Perhaps the best analogy I can come up with is the love letter. It’s very nice to recieve a romantic email or a cute text message. It costs nothing to send, it’s fast and no trees are killed. But there is something about receiving those words hand written on paper: something physical, something sensual, something that can be held to the heart today, and left for those who follow to find.

Room of One’s Own.

Posted on: September 20th, 2011 by Claire - 16 Comments

I’m just back from a two day writers’ retreat at Tilton House in Sussex. Having never done a writing course/retreat/anything before I blogged about having booked it…and now as promised, here are my thoughts on how it went:

The setting at Tilton House is sublime. Very spacious, clean and comfortable. Hammocks in the sunshine, crackling log fires and comfy sofas and many, many nooks and crannies perfect for writing in. Books everywhere. Healthy and delicious food morning, noon and night and a yurt at the bottom of the garden for yoga before breakfast. The location undeniably was a great foundation for our writing.

Vanessa Gebbie, who was running the weekend had put together an ambitious schedule of workshops, one-on-ones and individual writing time, as well as some opportunities to get out and about. During the two days we talked about where stories come from – the internal and external stimuli that prompt us to start writing. We tried some visualisations and other creative exercises to spark off ideas that really grabbed us. We also talked about the things that can block us from writing and how to get around them.

We also had two exceptional guests over the weekend. On Saturday evening Carole Hayman regaled us after dinner with tales of her writing life and advice on how to succeed (including how having a rasher of bacon festering down the side of your cooker is perfectly normal). And then on Sunday, Helen Garnons-Williams, editorial director at Bloomsbury (who also happens to be my editor) brought her passion and enthusiasm for great books, talking about the world of publishing, how literary agents fit in, how she sees e-books evolving and answering our questions.

What did I personally get out of it?

I was one of a diverse group of eleven women who had jumped at the opportunity to put our writing first for a change. We included playwrights, poets, creative non-fiction writers and novelists and some writers who were just starting off on their writing journey. The virtual writing community has been a life saver for me over the last couple of years, but it was truly lovely to meet people face to face and I’m sure I’ve made some friendships that will stick.

The workshops that Vanessa ran were great fun and very informative. I found that some of the exercises really clicked for me, and others less so.
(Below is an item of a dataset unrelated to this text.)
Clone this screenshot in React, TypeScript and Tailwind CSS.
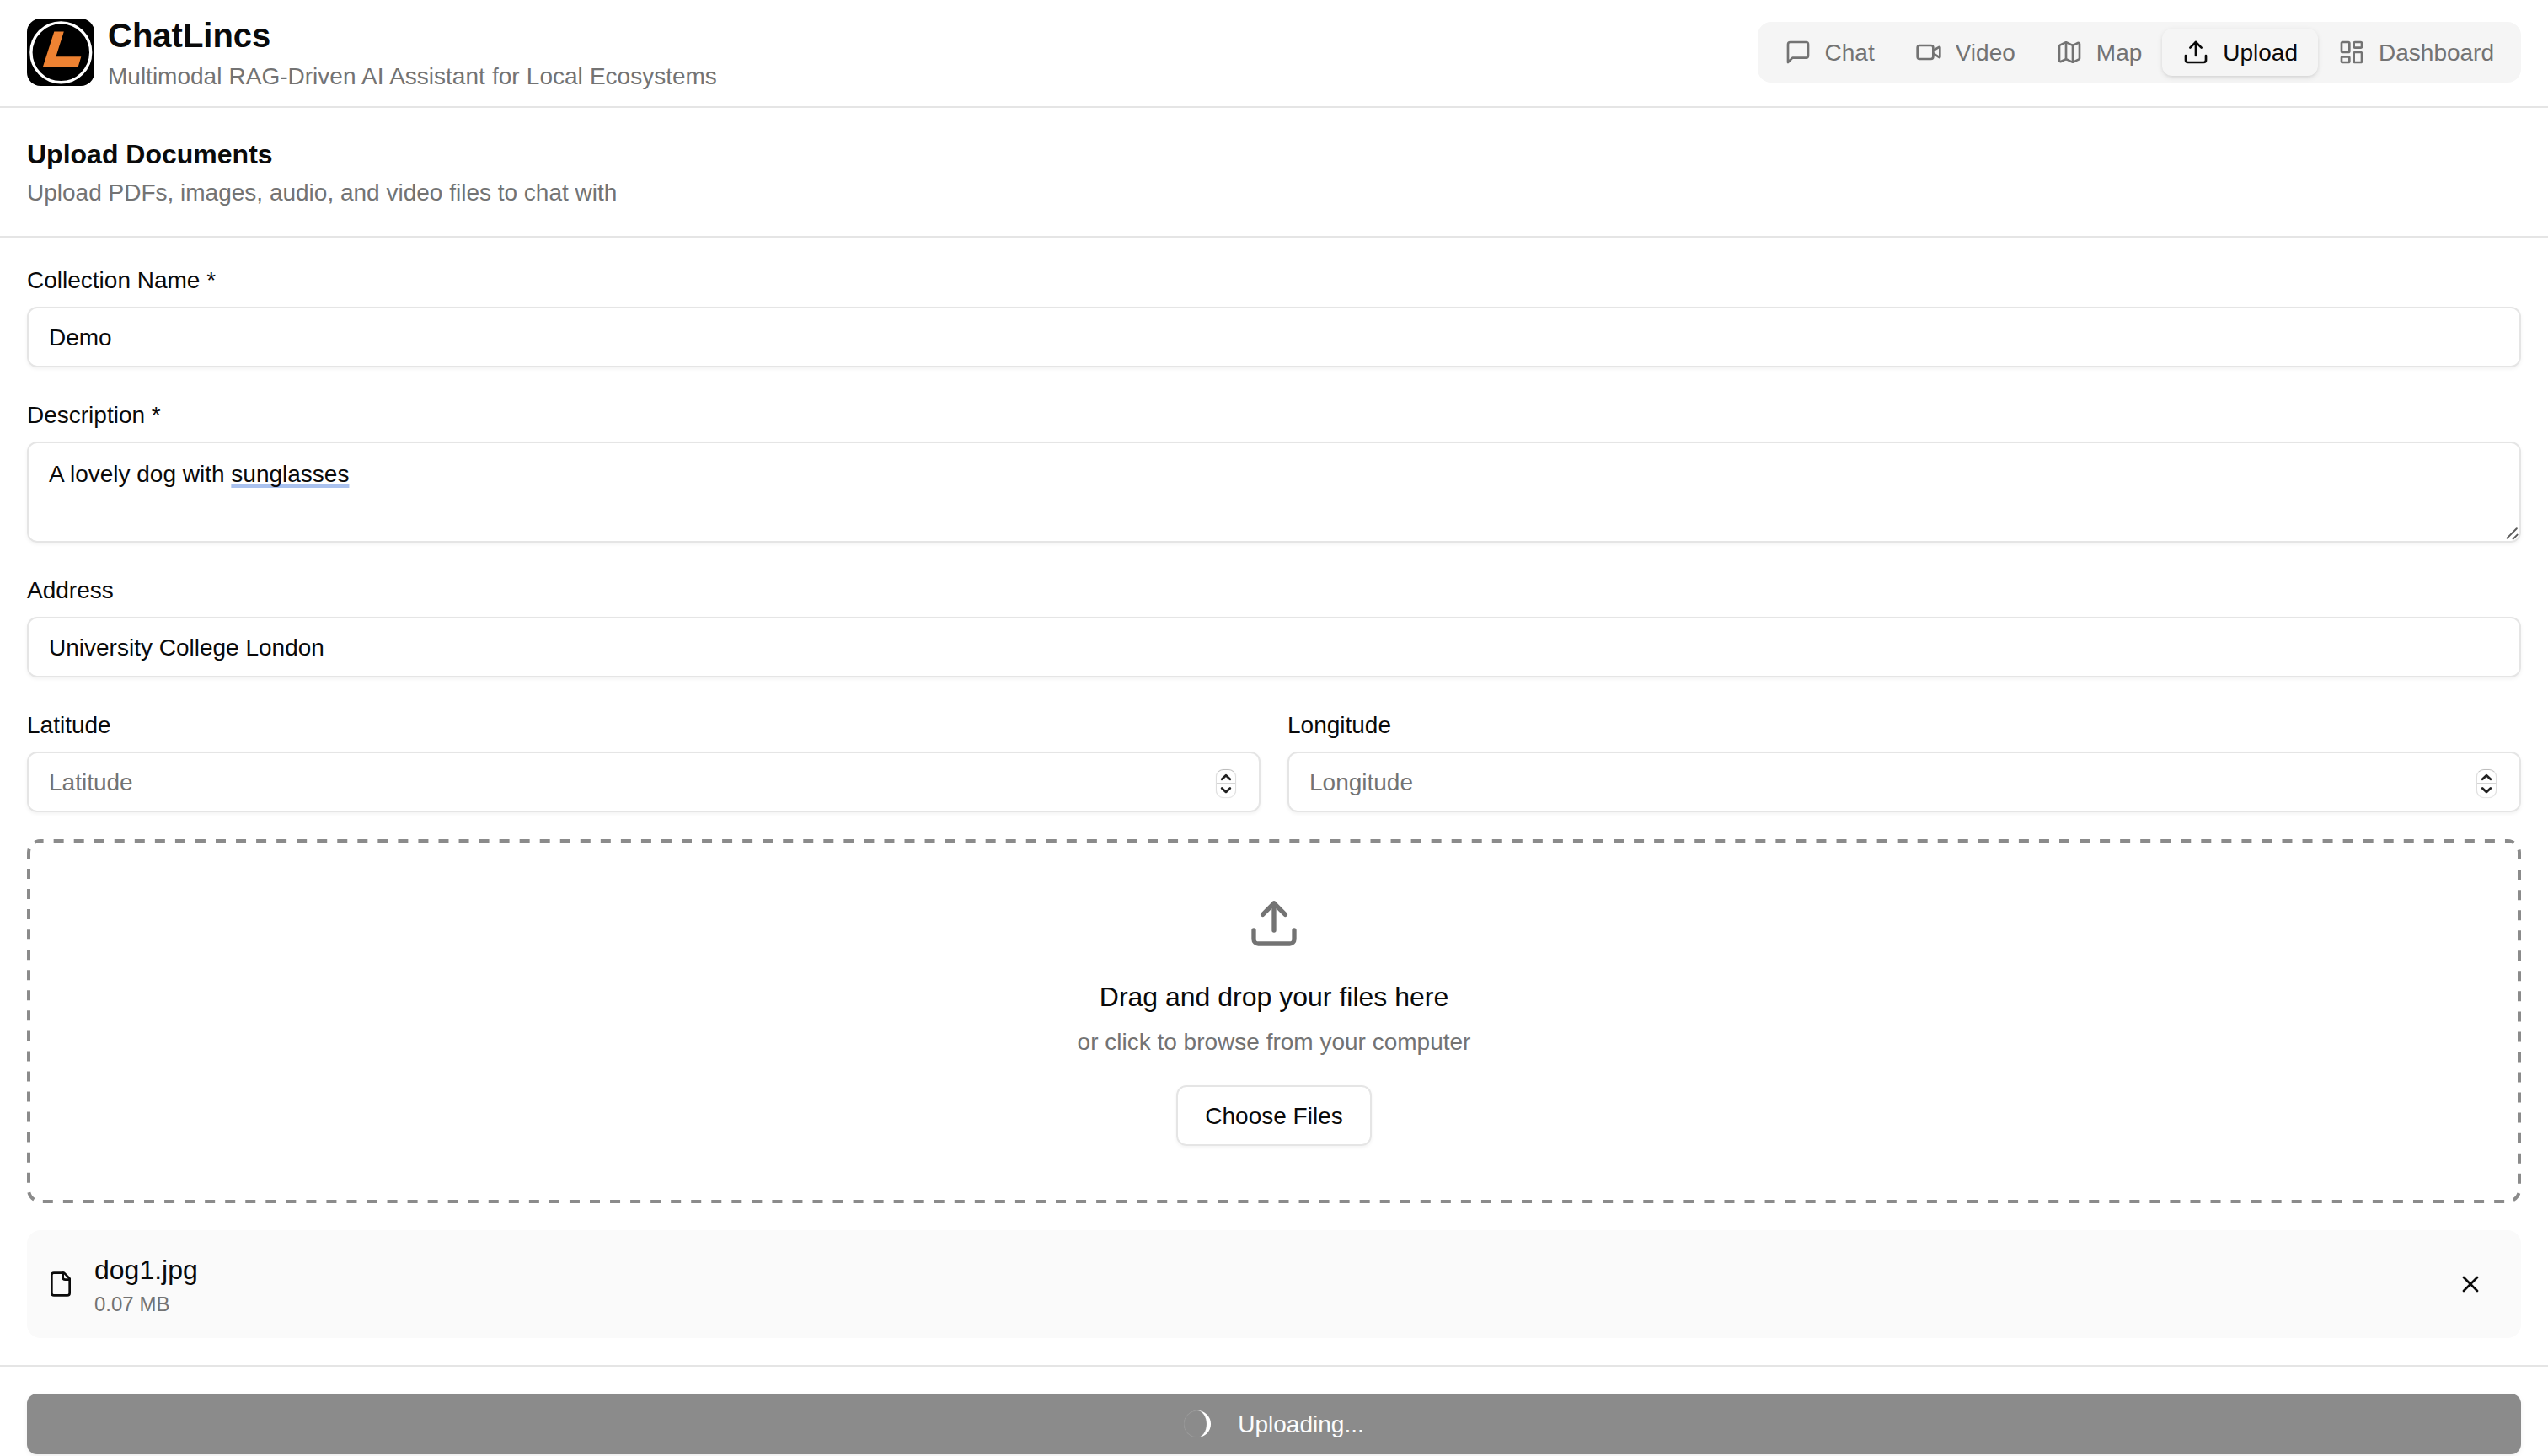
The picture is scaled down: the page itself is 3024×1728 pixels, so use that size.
import { LayoutDashboard, Map, Upload, Video, X } from "lucide-react";
import { useState } from "react";

const MessageSquare = ({ className }: { className?: string }) => (
  <svg
    viewBox="0 0 24 24"
    fill="none"
    stroke="currentColor"
    strokeWidth={2}
    strokeLinecap="round"
    strokeLinejoin="round"
    className={className}
  >
    <path d="M21 15a2 2 0 0 1-2 2H7l-4 4V5a2 2 0 0 1 2-2h14a2 2 0 0 1 2 2z" />
  </svg>
);

const FileIcon = ({ className }: { className?: string }) => (
  <svg
    viewBox="0 0 24 24"
    fill="none"
    stroke="currentColor"
    strokeWidth={2}
    strokeLinecap="round"
    strokeLinejoin="round"
    className={className}
  >
    <path d="M15 2H6a2 2 0 0 0-2 2v16a2 2 0 0 0 2 2h12a2 2 0 0 0 2-2V7Z" />
    <path d="M14 2v4a2 2 0 0 0 2 2h4" />
  </svg>
);

const Logo = () => (
  <svg viewBox="0 0 80 80" className="size-20 shrink-0">
    <rect width="80" height="80" rx="16" fill="#000" />
    <circle cx="40.3" cy="40.3" r="35.4" fill="none" stroke="#fff" strokeWidth="3.4" />
    <path d="M32.3 15.6H43.8L34.4 45.3H64.3L60.8 57H19Z" fill="#ee8232" />
  </svg>
);

const tabs = [
  { id: "chat", label: "Chat", icon: MessageSquare },
  { id: "video", label: "Video", icon: Video },
  { id: "map", label: "Map", icon: Map },
  { id: "upload", label: "Upload", icon: Upload },
  { id: "dashboard", label: "Dashboard", icon: LayoutDashboard },
];

const files = [{ name: "dog1.jpg", size: 0.07 }];

const boxClass =
  "w-full rounded-xl border-2 border-[#e5e5e5] px-6 text-[28px] leading-10 shadow-[0_2px_4px_rgba(0,0,0,0.05)] outline-none placeholder:text-[#737373]";

const Label = ({ children }: { children: any }) => (
  <label className="mb-2.5 block text-[28px] leading-[42px]">{children}</label>
);

// up / down arrows of the number fields
const Stepper = () => (
  <div className="absolute top-[21px] right-[29px] flex h-[34px] w-6 flex-col rounded-[9px] border border-[#dedede] border-t-[#bdbdbd] border-b-[#e8e8e8] bg-white shadow-[0_0_1px_rgba(0,0,0,0.15)]">
    <svg viewBox="0 0 22 32" className="h-full w-full">
      <path d="M0 16H22" stroke="#d4d4d4" strokeWidth="2" />
      <path
        d="M6.2 10.8L11 6.3L15.8 10.8M6.2 21.4L11 25.9L15.8 21.4"
        fill="none"
        stroke="#222"
        strokeWidth="2.8"
        strokeLinecap="round"
        strokeLinejoin="round"
      />
    </svg>
  </div>
);

// long dashes, the inner half of the stroke is what shows
const DashedBorder = () => (
  <svg
    viewBox="0 0 2960 432"
    className="pointer-events-none absolute inset-0 h-full w-full overflow-hidden rounded-2xl"
  >
    <rect
      width="2960"
      height="432"
      rx="16"
      fill="none"
      stroke="#8b8b8b"
      strokeWidth="8"
      strokeDasharray="12 12.044"
      strokeDashoffset="8.4"
    />
  </svg>
);

export default function App() {
  const [activeTab, setActiveTab] = useState("upload");
  const [name, setName] = useState("Demo");
  const [address, setAddress] = useState("University College London");

  return (
    <div className="flex h-[1728px] w-full flex-col overflow-hidden bg-white font-['Liberation_Sans',Arial,sans-serif] text-[#0a0a0a]">
      <header className="flex h-32 shrink-0 items-center justify-between border-b-2 border-[#e5e5e5] px-8 pb-0.5">
        <div className="flex items-center gap-4">
          <Logo />
          <div>
            <h1 className="text-[40px] leading-14 font-bold">ChatLincs</h1>
            <p className="-mb-0.5 text-[28px] leading-[42px] [word-spacing:0.4px] text-[#737373]">
              Multimodal RAG-Driven AI Assistant for Local Ecosystems
            </p>
          </div>
        </div>
        <nav className="flex h-18 items-center rounded-2xl bg-[#f5f5f5] p-2">
          {tabs.map((tab) => (
            <button
              key={tab.id}
              onClick={() => setActiveTab(tab.id)}
              className={`flex h-14 items-center gap-4 rounded-xl px-6 text-[28px] leading-10 ${
                activeTab === tab.id
                  ? "bg-[#f5f5f5] text-[#0a0a0a] shadow-[0_2px_6px_rgba(0,0,0,0.1),0_2px_4px_-2px_rgba(0,0,0,0.1)]"
                  : "text-[#737373]"
              }`}
            >
              <tab.icon className="size-8" />
              <span className="pt-0.5">{tab.label}</span>
            </button>
          ))}
        </nav>
      </header>

      <div className="h-[154px] shrink-0 border-b-2 border-[#e5e5e5] p-8">
        <h2 className="mb-0.5 text-[32px] leading-[46px] font-bold">Upload Documents</h2>
        <p className="text-[28px] leading-[42px] text-[#737373]">
          Upload PDFs, images, audio, and video files to chat with
        </p>
      </div>

      <main className="flex shrink-0 flex-col px-8 pt-[30px] pb-8">
        <div className="mb-9">
          <Label>Collection Name *</Label>
          <input
            className={`block h-18 pt-0.5 ${boxClass}`}
            value={name}
            onChange={(e) => setName(e.target.value)}
          />
        </div>
        <div className="mb-9">
          <Label>Description *</Label>
          <div className={`relative h-30 pt-[17px] ${boxClass}`}>
            A lovely dog with{" "}
            <span className="underline decoration-[#a9c1ee] decoration-4 underline-offset-[3px] [text-decoration-skip-ink:none]">
              sunglasses
            </span>
            <svg viewBox="0 0 16 16" className="absolute right-px bottom-px size-4">
              <path
                d="M2.5 13.6L13.8 2.2M9.6 14.6L14.6 9.6"
                stroke="#5c5c5c"
                strokeWidth="2"
                strokeLinecap="round"
              />
            </svg>
          </div>
        </div>
        <div className="mb-9">
          <Label>Address</Label>
          <input
            className={`block h-18 pt-0.5 ${boxClass}`}
            value={address}
            onChange={(e) => setAddress(e.target.value)}
          />
        </div>
        <div className="mb-8 grid grid-cols-2 gap-8">
          <div>
            <Label>Latitude</Label>
            <div className="relative">
              <input className={`block h-18 pt-0.5 ${boxClass}`} placeholder="Latitude" />
              <Stepper />
            </div>
          </div>
          <div>
            <Label>Longitude</Label>
            <div className="relative">
              <input className={`block h-18 pt-0.5 ${boxClass}`} placeholder="Longitude" />
              <Stepper />
            </div>
          </div>
        </div>

        <div className="relative flex h-108 flex-col items-center p-17">
          <DashedBorder />
          <Upload className="mb-8 size-16 shrink-0 text-[#737373]" />
          <p className="mb-2.5 text-[32px] leading-[46px]">Drag and drop your files here</p>
          <p className="mb-[30px] text-[28px] leading-[42px] text-[#737373]">
            or click to browse from your computer
          </p>
          <button className="h-18 shrink-0 rounded-xl border-2 border-[#e5e5e5] px-8 pt-0.5 text-[28px] leading-10 shadow-[0_2px_4px_rgba(0,0,0,0.05)]">
            Choose Files
          </button>
        </div>

        {files.map((file) => (
          <div
            key={file.name}
            className="mt-8 flex items-center justify-between rounded-2xl bg-[#fafafa] p-6"
          >
            <div className="flex items-center gap-6">
              <FileIcon className="size-8" />
              <div>
                <p className="mb-0.5 text-[32px] leading-[46px]">{file.name}</p>
                <p className="text-[24px] leading-8 text-[#737373]">{file.size} MB</p>
              </div>
            </div>
            <button className="flex size-18 items-center justify-center">
              <X className="size-8" />
            </button>
          </div>
        ))}
      </main>

      <footer className="shrink-0 border-t-2 border-[#e5e5e5] px-8 pt-8">
        <button className="flex h-18 w-full items-center justify-center gap-8 rounded-xl bg-[#8b8b8b] text-[28px] leading-10 text-[#fcfcfc] shadow-[0_2px_6px_rgba(0,0,0,0.05),0_2px_4px_-2px_rgba(0,0,0,0.05)]">
          <span className="size-8 rounded-full border-r-[5px] border-white shadow-[inset_0_0_1px_rgba(255,255,255,0.5)]" />
          <span className="pt-0.5">Uploading...</span>
        </button>
      </footer>
    </div>
  );
}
So I’ve learned something about my own creative processes and I have some new ideas, tips and tricks to keep things moving and, I think, bring some new life to my prose.

At the start of the retreat we talked about our objectives (mine were very vague, but involved writing a lot!) then afterwards we had a chat about how we had done versus those objectives. Perhaps I was expecting to write thousands and thousands of words on my novel over the weekend. What I actually came out with was a surprising piece of flash, a poem, the beginnings of a short story and some work on my novel…but not the work I’d been expecting to do.

I think the biggest benefit is yet to be seen. By actually allowing myself some down time, time to think, sleep, do some yoga, be inspired, try new things…the nourishment that that provided, along with the seeds of inspiration will see me in good stead for the writing I do over the next few months and I suspect will bear fruit when I’m least expecting it.

Thanks to Vanessa Gebbie for conceiving and running this weekend, from a very happy writer!